At night, Schedlin said, campers take a brisk dip in Meiers Lake, participate in rowdy campfire games and partake in all the same summertime camping activities most summer camper do.

One misconception people may have about the blind is that they are limited in playing any kind of sport, Schedlin said.

“People may think that because they might not have full sight that they are not capable of doing anything,” she said. “When they leave camp, they take their assessment with them, which lets them participate in sports at school. It tells people they are able.”
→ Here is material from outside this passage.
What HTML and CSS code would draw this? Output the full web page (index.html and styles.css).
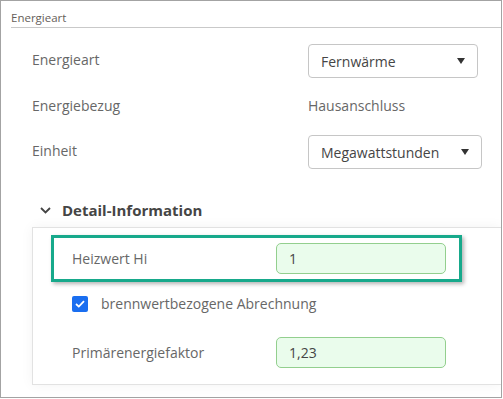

For one week out of her busy year, Jacinda Danner, a vision and Braille specialist for the Mat-Su Borough School District, teaches kids how to rock climb and ride a tandem bicycle. As Danner helps a camper strap in his gear to take on the climbing wall, Mindy Baldwin screams for joy from the top.

“Mindy’s pretty phenomenal,” Danner said.

As a co-founder of Alaska’s Camp Abilities, Danner said she finds the rewards of working with the visually impaired never-ending.

“This camp is amazing for them,” Danner said. “These kids take self-confidence and self-esteem with them. P.E. can be a struggle, even humiliating, especially when they are involved in school games like dodgeball, football or baseball, where balls are flying at their heads. If you’re visually impaired, it’s something you can be excluded from most of the time and usually no one wants you on their team. Here, eve ryone wants you on their team. Everyone is equal and the sports are adapted for them.”

Danner said she keeps coming back to Camp Abilities each year to see the growth in communication between the kids.

“As a teacher, my main goal was to rally to help these guys get some social skills,” she said. “Even the kids from Anchorage have never met another kid with a visual impairment. It’s sad. Here they have a chance to be a part of [something] and stay healthy at the same time. What a winning concept.”